■ STATED PROBLEM
Identify the lines holding "index" and copy them.

■ RAW RECORDS
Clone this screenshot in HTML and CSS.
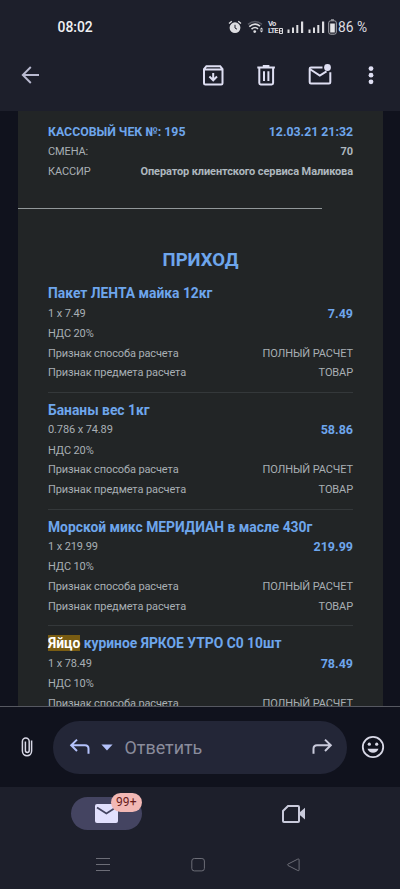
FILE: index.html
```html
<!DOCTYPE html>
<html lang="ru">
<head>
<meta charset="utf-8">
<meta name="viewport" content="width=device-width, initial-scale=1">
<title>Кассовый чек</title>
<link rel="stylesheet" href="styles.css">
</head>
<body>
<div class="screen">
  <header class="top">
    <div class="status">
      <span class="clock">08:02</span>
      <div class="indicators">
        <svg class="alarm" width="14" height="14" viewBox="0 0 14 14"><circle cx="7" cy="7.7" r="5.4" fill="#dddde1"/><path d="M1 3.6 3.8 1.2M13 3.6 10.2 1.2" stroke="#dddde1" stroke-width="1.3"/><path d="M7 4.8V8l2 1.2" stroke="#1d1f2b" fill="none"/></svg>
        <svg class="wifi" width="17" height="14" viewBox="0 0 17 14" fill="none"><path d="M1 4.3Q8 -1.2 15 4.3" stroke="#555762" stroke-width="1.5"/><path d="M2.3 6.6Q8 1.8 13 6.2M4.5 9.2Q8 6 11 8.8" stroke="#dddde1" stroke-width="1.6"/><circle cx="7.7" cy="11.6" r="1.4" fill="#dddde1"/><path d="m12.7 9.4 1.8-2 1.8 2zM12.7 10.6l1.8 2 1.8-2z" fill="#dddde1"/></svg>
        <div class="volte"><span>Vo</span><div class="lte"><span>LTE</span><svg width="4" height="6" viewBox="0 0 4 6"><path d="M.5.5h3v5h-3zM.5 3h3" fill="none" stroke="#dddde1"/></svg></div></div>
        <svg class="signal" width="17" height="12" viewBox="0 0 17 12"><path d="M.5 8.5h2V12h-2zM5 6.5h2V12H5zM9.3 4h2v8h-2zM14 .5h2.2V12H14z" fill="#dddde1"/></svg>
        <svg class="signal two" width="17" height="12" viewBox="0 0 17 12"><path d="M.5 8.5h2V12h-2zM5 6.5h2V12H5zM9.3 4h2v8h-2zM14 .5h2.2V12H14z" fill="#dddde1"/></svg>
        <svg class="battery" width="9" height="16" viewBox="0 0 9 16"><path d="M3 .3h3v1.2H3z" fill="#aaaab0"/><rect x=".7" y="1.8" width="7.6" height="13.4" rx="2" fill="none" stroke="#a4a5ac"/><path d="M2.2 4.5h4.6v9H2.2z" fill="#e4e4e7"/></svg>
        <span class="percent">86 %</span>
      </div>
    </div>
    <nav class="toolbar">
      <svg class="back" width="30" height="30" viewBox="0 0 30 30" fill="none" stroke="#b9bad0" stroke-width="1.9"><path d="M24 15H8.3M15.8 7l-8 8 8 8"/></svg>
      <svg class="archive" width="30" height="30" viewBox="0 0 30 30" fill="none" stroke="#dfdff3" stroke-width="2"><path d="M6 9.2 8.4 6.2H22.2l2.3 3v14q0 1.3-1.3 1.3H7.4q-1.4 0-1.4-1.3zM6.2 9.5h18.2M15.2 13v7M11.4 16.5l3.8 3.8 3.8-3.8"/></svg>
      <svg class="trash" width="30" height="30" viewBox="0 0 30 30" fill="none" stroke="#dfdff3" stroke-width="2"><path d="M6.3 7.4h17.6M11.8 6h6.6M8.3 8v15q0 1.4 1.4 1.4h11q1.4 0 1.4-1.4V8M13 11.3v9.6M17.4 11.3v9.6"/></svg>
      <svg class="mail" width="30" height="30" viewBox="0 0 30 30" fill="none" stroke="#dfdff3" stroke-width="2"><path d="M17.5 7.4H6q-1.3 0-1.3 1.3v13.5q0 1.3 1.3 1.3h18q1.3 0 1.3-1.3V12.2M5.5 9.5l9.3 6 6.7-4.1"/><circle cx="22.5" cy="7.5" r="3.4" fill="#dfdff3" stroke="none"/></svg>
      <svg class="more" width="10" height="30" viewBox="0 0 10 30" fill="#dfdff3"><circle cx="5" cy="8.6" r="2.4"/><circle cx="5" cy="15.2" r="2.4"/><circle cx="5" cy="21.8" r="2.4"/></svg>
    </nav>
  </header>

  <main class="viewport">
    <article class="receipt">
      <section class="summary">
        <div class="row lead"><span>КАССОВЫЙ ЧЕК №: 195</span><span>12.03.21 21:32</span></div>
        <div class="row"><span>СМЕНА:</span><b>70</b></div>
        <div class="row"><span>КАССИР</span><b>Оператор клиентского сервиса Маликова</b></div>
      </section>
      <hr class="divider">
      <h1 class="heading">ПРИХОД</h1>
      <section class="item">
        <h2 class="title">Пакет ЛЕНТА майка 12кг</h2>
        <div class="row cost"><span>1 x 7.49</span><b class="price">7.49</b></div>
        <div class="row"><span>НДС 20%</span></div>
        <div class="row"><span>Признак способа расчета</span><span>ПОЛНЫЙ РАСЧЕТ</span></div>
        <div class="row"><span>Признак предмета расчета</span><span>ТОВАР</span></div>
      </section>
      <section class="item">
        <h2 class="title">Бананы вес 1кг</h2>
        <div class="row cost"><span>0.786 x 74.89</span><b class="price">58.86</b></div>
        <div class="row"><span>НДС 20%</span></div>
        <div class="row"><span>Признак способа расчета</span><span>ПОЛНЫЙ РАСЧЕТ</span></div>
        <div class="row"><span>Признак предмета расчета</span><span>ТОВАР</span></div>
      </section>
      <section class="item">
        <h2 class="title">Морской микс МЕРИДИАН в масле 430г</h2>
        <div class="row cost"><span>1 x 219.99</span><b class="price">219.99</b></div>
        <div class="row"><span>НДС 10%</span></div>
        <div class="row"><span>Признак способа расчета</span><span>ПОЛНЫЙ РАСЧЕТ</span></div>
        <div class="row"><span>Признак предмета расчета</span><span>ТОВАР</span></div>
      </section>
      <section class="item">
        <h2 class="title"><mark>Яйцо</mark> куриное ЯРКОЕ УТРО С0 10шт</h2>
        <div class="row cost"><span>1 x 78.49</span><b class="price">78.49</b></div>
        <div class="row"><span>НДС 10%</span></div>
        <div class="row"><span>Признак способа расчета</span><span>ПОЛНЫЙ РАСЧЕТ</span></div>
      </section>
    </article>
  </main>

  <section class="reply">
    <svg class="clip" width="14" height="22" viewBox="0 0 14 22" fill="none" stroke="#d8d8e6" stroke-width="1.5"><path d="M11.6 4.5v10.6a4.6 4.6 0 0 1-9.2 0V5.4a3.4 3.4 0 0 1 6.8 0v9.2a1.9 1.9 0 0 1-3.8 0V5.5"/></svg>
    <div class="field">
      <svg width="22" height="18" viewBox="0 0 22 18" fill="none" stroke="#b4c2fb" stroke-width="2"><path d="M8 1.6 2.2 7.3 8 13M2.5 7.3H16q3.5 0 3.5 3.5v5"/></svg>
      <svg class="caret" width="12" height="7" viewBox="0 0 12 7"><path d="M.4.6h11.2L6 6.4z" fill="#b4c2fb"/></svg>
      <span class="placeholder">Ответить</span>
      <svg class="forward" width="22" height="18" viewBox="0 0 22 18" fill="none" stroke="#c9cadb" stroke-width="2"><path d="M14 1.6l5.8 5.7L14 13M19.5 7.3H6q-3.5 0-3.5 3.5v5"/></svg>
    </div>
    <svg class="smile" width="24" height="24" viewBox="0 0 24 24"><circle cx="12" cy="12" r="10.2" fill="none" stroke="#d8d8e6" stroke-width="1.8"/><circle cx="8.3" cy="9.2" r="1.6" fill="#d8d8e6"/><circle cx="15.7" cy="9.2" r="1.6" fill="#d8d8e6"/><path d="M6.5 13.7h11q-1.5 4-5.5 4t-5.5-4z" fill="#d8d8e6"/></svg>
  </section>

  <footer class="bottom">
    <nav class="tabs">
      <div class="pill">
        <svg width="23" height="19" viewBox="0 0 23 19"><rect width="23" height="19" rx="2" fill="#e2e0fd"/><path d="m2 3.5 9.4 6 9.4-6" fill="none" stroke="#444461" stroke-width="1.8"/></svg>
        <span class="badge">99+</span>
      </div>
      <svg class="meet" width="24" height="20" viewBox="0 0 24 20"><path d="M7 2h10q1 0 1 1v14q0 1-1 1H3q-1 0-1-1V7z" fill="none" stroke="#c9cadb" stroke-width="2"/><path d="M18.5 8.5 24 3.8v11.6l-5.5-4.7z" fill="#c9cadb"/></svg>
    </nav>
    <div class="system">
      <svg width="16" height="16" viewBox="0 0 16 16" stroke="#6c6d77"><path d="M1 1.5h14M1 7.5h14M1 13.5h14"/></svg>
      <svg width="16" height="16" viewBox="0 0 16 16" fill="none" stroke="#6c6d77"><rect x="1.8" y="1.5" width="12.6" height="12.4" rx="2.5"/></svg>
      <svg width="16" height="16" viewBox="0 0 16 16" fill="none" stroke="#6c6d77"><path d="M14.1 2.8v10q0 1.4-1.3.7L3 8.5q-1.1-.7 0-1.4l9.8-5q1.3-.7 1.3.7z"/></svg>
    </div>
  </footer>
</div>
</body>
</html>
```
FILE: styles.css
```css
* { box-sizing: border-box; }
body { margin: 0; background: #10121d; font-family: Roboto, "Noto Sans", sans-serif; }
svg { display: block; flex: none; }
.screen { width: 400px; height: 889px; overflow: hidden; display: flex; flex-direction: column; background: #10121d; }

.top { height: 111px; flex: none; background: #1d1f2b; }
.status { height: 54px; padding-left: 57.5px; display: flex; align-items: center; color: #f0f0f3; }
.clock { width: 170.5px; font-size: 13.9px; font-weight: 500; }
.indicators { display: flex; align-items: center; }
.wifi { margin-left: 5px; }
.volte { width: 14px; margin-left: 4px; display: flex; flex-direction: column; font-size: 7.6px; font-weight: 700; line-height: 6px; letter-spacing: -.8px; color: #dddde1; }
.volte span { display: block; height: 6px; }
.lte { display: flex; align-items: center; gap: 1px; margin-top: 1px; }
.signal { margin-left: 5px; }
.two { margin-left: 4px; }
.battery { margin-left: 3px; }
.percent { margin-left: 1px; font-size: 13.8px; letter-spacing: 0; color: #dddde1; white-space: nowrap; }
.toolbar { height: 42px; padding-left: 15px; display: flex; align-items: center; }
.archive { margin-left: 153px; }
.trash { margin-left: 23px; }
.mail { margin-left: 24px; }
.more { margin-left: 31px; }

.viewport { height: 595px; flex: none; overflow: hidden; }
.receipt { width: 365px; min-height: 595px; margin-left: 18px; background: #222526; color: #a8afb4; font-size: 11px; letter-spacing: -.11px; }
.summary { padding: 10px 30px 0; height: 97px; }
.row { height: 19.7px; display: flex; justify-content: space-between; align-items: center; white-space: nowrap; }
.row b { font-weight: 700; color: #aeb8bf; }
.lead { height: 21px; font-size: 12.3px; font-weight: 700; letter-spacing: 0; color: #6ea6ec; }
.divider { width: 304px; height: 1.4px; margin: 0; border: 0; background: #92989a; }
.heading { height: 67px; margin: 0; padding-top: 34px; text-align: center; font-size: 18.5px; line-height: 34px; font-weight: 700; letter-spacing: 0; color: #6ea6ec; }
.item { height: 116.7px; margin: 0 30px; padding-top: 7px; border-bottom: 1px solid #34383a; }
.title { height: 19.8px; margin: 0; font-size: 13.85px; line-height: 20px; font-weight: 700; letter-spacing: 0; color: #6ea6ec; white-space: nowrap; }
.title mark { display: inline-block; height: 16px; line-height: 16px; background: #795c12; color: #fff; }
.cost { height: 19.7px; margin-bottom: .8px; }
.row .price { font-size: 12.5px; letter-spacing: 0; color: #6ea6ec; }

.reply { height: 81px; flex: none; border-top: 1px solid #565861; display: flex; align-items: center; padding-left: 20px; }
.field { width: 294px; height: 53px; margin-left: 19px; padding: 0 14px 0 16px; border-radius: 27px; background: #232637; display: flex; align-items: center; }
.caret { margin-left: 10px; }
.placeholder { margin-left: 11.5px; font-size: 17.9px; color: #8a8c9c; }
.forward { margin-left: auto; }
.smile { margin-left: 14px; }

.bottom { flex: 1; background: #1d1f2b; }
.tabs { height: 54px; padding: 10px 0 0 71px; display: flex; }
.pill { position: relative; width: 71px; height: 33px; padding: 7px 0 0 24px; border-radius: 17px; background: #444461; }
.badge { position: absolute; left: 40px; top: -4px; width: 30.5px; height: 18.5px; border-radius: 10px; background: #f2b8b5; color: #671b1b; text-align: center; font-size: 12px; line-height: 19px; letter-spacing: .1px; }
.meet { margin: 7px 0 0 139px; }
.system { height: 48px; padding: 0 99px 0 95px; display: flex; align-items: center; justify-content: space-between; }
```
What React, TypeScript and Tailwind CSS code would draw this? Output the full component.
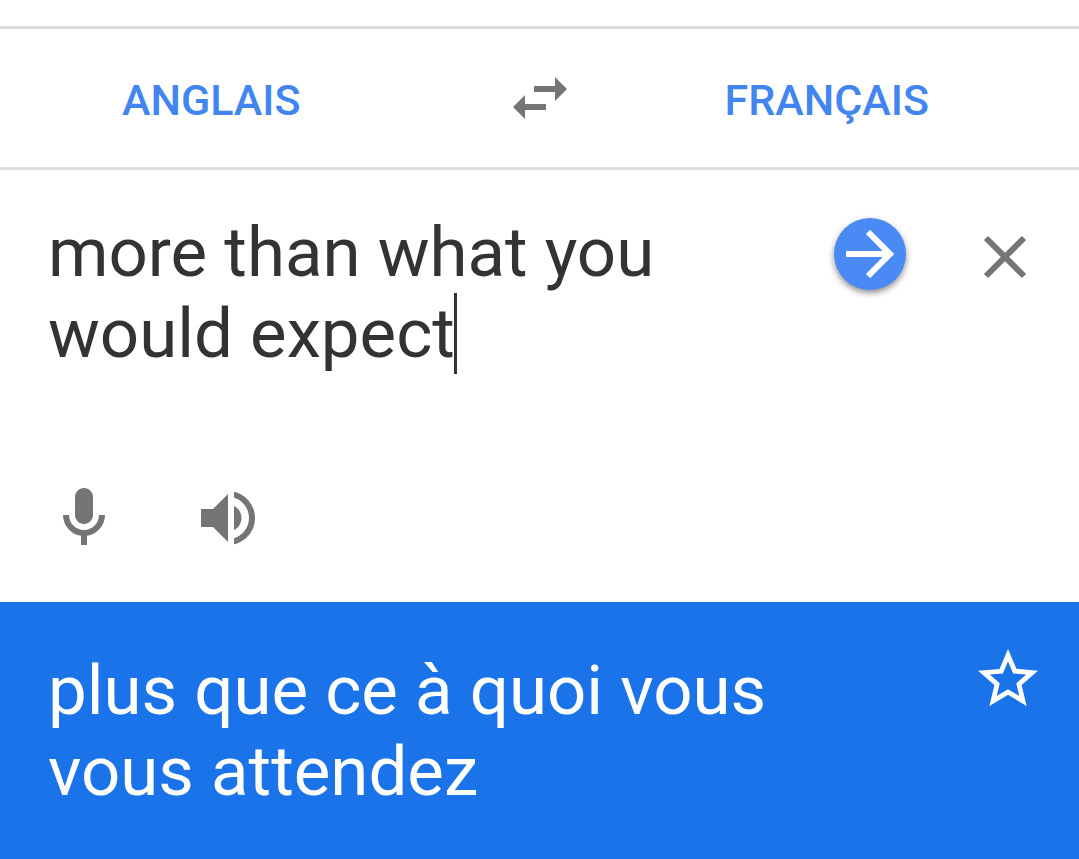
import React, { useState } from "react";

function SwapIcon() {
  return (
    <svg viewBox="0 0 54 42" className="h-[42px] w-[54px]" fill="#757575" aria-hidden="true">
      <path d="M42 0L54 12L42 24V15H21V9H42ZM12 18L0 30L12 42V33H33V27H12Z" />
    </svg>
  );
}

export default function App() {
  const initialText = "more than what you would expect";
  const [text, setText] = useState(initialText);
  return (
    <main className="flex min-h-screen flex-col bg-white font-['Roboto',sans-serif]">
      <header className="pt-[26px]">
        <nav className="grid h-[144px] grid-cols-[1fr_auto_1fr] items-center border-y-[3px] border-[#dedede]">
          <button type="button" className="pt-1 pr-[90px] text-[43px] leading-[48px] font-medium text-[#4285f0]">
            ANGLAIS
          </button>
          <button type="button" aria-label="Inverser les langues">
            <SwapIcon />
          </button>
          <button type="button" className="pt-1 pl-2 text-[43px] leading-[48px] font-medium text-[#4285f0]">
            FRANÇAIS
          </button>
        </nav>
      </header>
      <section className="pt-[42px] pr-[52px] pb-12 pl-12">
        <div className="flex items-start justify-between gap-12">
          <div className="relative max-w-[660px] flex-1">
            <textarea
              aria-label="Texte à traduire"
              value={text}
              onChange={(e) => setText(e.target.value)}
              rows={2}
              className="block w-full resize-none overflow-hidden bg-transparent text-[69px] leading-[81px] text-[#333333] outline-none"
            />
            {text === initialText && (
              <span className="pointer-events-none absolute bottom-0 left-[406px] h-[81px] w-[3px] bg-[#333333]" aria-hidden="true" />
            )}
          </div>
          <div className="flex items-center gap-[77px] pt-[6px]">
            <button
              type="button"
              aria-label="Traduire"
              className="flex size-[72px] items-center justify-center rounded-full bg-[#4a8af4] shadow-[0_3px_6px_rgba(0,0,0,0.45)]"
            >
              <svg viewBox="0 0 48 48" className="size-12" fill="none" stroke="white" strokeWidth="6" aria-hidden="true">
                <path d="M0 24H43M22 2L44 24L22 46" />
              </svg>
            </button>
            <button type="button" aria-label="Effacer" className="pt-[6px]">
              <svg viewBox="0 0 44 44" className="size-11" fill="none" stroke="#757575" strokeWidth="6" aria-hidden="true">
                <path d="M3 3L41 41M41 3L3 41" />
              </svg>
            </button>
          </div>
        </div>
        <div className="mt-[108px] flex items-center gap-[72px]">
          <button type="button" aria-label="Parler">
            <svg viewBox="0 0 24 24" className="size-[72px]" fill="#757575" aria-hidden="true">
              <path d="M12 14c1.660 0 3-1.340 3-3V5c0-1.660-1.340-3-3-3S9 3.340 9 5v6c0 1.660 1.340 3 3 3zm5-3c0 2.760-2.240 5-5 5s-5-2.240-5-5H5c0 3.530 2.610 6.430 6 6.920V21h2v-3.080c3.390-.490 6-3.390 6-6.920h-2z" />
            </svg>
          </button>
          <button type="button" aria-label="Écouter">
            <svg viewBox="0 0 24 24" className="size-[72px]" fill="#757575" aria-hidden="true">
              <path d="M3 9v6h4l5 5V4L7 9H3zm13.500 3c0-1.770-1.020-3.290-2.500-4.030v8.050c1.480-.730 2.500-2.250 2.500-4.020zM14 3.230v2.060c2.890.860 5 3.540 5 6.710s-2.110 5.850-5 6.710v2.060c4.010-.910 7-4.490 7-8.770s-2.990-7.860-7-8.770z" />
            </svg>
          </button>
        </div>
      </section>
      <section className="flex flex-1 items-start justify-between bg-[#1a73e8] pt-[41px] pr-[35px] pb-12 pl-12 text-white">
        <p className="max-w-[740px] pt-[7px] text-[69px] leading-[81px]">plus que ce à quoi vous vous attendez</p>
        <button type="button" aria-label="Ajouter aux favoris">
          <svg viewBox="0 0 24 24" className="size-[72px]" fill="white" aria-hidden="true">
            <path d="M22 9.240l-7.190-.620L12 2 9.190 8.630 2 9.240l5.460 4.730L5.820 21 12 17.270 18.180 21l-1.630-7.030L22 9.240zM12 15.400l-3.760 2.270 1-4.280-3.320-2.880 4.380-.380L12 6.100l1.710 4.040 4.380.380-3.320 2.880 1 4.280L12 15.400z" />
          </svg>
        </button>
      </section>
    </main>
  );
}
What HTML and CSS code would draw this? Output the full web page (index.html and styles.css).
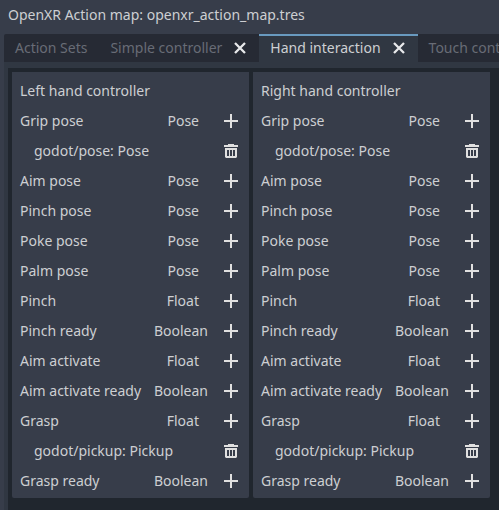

■ COMPLETE RESPONSE
FILE: index.html
What HTML and CSS code would draw this? Output the full web page (index.html and styles.css).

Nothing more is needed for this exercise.